TASK DIRECTIONS:
Omit all pictures. Copy the rest of the material exactly.

——

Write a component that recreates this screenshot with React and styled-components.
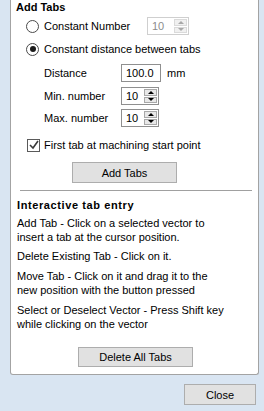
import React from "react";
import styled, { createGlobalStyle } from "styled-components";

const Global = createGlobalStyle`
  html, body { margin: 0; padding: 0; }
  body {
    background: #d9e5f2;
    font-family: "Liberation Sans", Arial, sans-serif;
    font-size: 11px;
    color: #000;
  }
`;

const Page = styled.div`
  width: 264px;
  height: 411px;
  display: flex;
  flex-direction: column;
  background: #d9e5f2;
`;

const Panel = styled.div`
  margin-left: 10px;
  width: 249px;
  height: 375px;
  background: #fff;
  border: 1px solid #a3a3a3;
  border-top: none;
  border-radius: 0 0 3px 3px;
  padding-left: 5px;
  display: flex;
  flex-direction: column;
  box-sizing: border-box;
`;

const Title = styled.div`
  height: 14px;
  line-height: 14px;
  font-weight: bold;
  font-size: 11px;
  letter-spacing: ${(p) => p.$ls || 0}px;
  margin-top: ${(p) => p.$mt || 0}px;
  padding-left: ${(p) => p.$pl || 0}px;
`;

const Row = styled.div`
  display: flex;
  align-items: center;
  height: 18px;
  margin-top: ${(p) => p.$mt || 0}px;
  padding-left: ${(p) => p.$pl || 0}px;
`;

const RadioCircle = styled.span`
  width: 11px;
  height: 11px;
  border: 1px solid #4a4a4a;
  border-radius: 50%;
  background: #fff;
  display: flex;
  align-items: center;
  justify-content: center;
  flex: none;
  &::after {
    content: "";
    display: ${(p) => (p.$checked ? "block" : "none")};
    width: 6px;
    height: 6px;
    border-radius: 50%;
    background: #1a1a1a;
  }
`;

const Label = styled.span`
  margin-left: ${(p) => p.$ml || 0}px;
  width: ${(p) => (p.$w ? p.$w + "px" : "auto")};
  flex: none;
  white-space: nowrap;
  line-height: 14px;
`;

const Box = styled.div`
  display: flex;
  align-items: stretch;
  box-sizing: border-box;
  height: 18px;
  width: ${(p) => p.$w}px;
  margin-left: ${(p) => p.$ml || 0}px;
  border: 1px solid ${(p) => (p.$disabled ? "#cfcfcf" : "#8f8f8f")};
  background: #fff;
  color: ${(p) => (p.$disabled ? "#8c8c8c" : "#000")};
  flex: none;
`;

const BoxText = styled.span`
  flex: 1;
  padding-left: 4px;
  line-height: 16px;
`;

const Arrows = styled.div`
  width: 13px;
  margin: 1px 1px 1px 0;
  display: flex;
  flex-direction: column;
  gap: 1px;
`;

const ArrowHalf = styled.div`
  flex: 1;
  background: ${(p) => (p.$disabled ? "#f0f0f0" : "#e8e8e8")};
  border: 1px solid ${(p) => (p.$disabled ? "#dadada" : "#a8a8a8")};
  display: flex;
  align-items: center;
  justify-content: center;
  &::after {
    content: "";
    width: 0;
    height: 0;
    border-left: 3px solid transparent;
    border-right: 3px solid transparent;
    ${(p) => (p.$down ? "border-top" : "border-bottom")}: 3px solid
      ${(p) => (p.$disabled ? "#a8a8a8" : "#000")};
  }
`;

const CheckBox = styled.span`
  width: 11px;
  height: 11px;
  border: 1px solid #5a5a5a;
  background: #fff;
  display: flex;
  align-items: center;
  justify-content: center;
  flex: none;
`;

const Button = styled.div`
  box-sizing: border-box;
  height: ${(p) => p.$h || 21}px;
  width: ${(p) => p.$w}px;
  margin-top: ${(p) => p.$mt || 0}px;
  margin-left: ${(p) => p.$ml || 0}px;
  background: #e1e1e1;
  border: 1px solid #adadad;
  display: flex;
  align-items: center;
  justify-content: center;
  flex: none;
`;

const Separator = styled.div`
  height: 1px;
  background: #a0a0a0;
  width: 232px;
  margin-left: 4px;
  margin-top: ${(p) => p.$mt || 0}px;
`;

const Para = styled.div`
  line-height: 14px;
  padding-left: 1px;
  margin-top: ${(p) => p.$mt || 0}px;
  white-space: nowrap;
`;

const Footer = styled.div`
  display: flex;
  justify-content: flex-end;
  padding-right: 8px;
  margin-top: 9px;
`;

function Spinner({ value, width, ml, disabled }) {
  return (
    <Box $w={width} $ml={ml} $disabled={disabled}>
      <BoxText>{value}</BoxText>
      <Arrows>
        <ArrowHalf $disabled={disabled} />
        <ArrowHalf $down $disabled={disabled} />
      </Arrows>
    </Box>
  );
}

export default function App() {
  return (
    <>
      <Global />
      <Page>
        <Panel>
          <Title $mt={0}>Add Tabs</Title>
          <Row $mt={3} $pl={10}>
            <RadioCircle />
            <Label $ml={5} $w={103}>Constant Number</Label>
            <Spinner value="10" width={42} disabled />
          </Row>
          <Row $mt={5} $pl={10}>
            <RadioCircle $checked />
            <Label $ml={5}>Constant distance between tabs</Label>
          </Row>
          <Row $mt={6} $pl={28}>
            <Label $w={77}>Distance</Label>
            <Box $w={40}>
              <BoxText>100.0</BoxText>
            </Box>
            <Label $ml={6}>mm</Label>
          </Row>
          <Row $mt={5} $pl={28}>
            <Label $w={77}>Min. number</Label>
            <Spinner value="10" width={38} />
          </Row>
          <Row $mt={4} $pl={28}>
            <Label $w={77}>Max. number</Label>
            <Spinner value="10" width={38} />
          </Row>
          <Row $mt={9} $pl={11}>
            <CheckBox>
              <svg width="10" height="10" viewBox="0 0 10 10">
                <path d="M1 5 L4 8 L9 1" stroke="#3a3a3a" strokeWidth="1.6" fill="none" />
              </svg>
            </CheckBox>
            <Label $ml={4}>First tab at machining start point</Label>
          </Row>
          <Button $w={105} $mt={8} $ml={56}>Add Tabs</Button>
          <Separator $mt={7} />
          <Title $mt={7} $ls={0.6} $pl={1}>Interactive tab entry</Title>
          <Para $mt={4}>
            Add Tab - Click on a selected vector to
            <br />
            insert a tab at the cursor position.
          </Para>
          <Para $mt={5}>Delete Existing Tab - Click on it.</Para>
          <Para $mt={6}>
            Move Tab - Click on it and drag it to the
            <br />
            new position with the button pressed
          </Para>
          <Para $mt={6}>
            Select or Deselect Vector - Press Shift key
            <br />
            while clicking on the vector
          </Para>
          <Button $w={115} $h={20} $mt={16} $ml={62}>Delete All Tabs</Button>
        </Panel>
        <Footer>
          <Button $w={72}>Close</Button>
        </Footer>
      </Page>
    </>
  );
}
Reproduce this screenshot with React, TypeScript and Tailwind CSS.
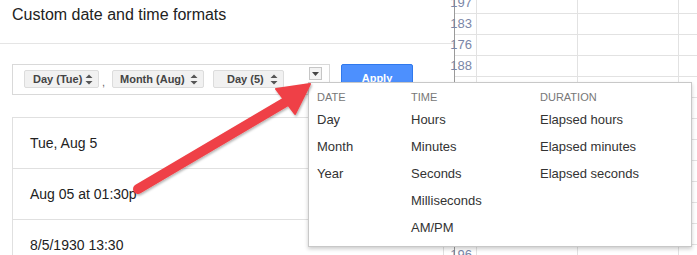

——

WRITTEN RESPONSE:
Write a component that recreates this screenshot with React and styled-components.
import React from "react";
import styled, { createGlobalStyle } from "styled-components";

const Global = createGlobalStyle`
  html, body { margin: 0; padding: 0; }
  body {
    background: #d9e5f2;
    font-family: "Liberation Sans", Arial, sans-serif;
    font-size: 11px;
    color: #000;
  }
`;

const Page = styled.div`
  width: 264px;
  height: 411px;
  display: flex;
  flex-direction: column;
  background: #d9e5f2;
`;

const Panel = styled.div`
  margin-left: 10px;
  width: 249px;
  height: 375px;
  background: #fff;
  border: 1px solid #a3a3a3;
  border-top: none;
  border-radius: 0 0 3px 3px;
  padding-left: 5px;
  display: flex;
  flex-direction: column;
  box-sizing: border-box;
`;

const Title = styled.div`
  height: 14px;
  line-height: 14px;
  font-weight: bold;
  font-size: 11px;
  letter-spacing: ${(p) => p.$ls || 0}px;
  margin-top: ${(p) => p.$mt || 0}px;
  padding-left: ${(p) => p.$pl || 0}px;
`;

const Row = styled.div`
  display: flex;
  align-items: center;
  height: 18px;
  margin-top: ${(p) => p.$mt || 0}px;
  padding-left: ${(p) => p.$pl || 0}px;
`;

const RadioCircle = styled.span`
  width: 11px;
  height: 11px;
  border: 1px solid #4a4a4a;
  border-radius: 50%;
  background: #fff;
  display: flex;
  align-items: center;
  justify-content: center;
  flex: none;
  &::after {
    content: "";
    display: ${(p) => (p.$checked ? "block" : "none")};
    width: 6px;
    height: 6px;
    border-radius: 50%;
    background: #1a1a1a;
  }
`;

const Label = styled.span`
  margin-left: ${(p) => p.$ml || 0}px;
  width: ${(p) => (p.$w ? p.$w + "px" : "auto")};
  flex: none;
  white-space: nowrap;
  line-height: 14px;
`;

const Box = styled.div`
  display: flex;
  align-items: stretch;
  box-sizing: border-box;
  height: 18px;
  width: ${(p) => p.$w}px;
  margin-left: ${(p) => p.$ml || 0}px;
  border: 1px solid ${(p) => (p.$disabled ? "#cfcfcf" : "#8f8f8f")};
  background: #fff;
  color: ${(p) => (p.$disabled ? "#8c8c8c" : "#000")};
  flex: none;
`;

const BoxText = styled.span`
  flex: 1;
  padding-left: 4px;
  line-height: 16px;
`;

const Arrows = styled.div`
  width: 13px;
  margin: 1px 1px 1px 0;
  display: flex;
  flex-direction: column;
  gap: 1px;
`;

const ArrowHalf = styled.div`
  flex: 1;
  background: ${(p) => (p.$disabled ? "#f0f0f0" : "#e8e8e8")};
  border: 1px solid ${(p) => (p.$disabled ? "#dadada" : "#a8a8a8")};
  display: flex;
  align-items: center;
  justify-content: center;
  &::after {
    content: "";
    width: 0;
    height: 0;
    border-left: 3px solid transparent;
    border-right: 3px solid transparent;
    ${(p) => (p.$down ? "border-top" : "border-bottom")}: 3px solid
      ${(p) => (p.$disabled ? "#a8a8a8" : "#000")};
  }
`;

const CheckBox = styled.span`
  width: 11px;
  height: 11px;
  border: 1px solid #5a5a5a;
  background: #fff;
  display: flex;
  align-items: center;
  justify-content: center;
  flex: none;
`;

const Button = styled.div`
  box-sizing: border-box;
  height: ${(p) => p.$h || 21}px;
  width: ${(p) => p.$w}px;
  margin-top: ${(p) => p.$mt || 0}px;
  margin-left: ${(p) => p.$ml || 0}px;
  background: #e1e1e1;
  border: 1px solid #adadad;
  display: flex;
  align-items: center;
  justify-content: center;
  flex: none;
`;

const Separator = styled.div`
  height: 1px;
  background: #a0a0a0;
  width: 232px;
  margin-left: 4px;
  margin-top: ${(p) => p.$mt || 0}px;
`;

const Para = styled.div`
  line-height: 14px;
  padding-left: 1px;
  margin-top: ${(p) => p.$mt || 0}px;
  white-space: nowrap;
`;

const Footer = styled.div`
  display: flex;
  justify-content: flex-end;
  padding-right: 8px;
  margin-top: 9px;
`;

function Spinner({ value, width, ml, disabled }) {
  return (
    <Box $w={width} $ml={ml} $disabled={disabled}>
      <BoxText>{value}</BoxText>
      <Arrows>
        <ArrowHalf $disabled={disabled} />
        <ArrowHalf $down $disabled={disabled} />
      </Arrows>
    </Box>
  );
}

export default function App() {
  return (
    <>
      <Global />
      <Page>
        <Panel>
          <Title $mt={0}>Add Tabs</Title>
          <Row $mt={3} $pl={10}>
            <RadioCircle />
            <Label $ml={5} $w={103}>Constant Number</Label>
            <Spinner value="10" width={42} disabled />
          </Row>
          <Row $mt={5} $pl={10}>
            <RadioCircle $checked />
            <Label $ml={5}>Constant distance between tabs</Label>
          </Row>
          <Row $mt={6} $pl={28}>
            <Label $w={77}>Distance</Label>
            <Box $w={40}>
              <BoxText>100.0</BoxText>
            </Box>
            <Label $ml={6}>mm</Label>
          </Row>
          <Row $mt={5} $pl={28}>
            <Label $w={77}>Min. number</Label>
            <Spinner value="10" width={38} />
          </Row>
          <Row $mt={4} $pl={28}>
            <Label $w={77}>Max. number</Label>
            <Spinner value="10" width={38} />
          </Row>
          <Row $mt={9} $pl={11}>
            <CheckBox>
              <svg width="10" height="10" viewBox="0 0 10 10">
                <path d="M1 5 L4 8 L9 1" stroke="#3a3a3a" strokeWidth="1.6" fill="none" />
              </svg>
            </CheckBox>
            <Label $ml={4}>First tab at machining start point</Label>
          </Row>
          <Button $w={105} $mt={8} $ml={56}>Add Tabs</Button>
          <Separator $mt={7} />
          <Title $mt={7} $ls={0.6} $pl={1}>Interactive tab entry</Title>
          <Para $mt={4}>
            Add Tab - Click on a selected vector to
            <br />
            insert a tab at the cursor position.
          </Para>
          <Para $mt={5}>Delete Existing Tab - Click on it.</Para>
          <Para $mt={6}>
            Move Tab - Click on it and drag it to the
            <br />
            new position with the button pressed
          </Para>
          <Para $mt={6}>
            Select or Deselect Vector - Press Shift key
            <br />
            while clicking on the vector
          </Para>
          <Button $w={115} $h={20} $mt={16} $ml={62}>Delete All Tabs</Button>
        </Panel>
        <Footer>
          <Button $w={72}>Close</Button>
        </Footer>
      </Page>
    </>
  );
}
Reproduce this screenshot with React, TypeScript and Tailwind CSS.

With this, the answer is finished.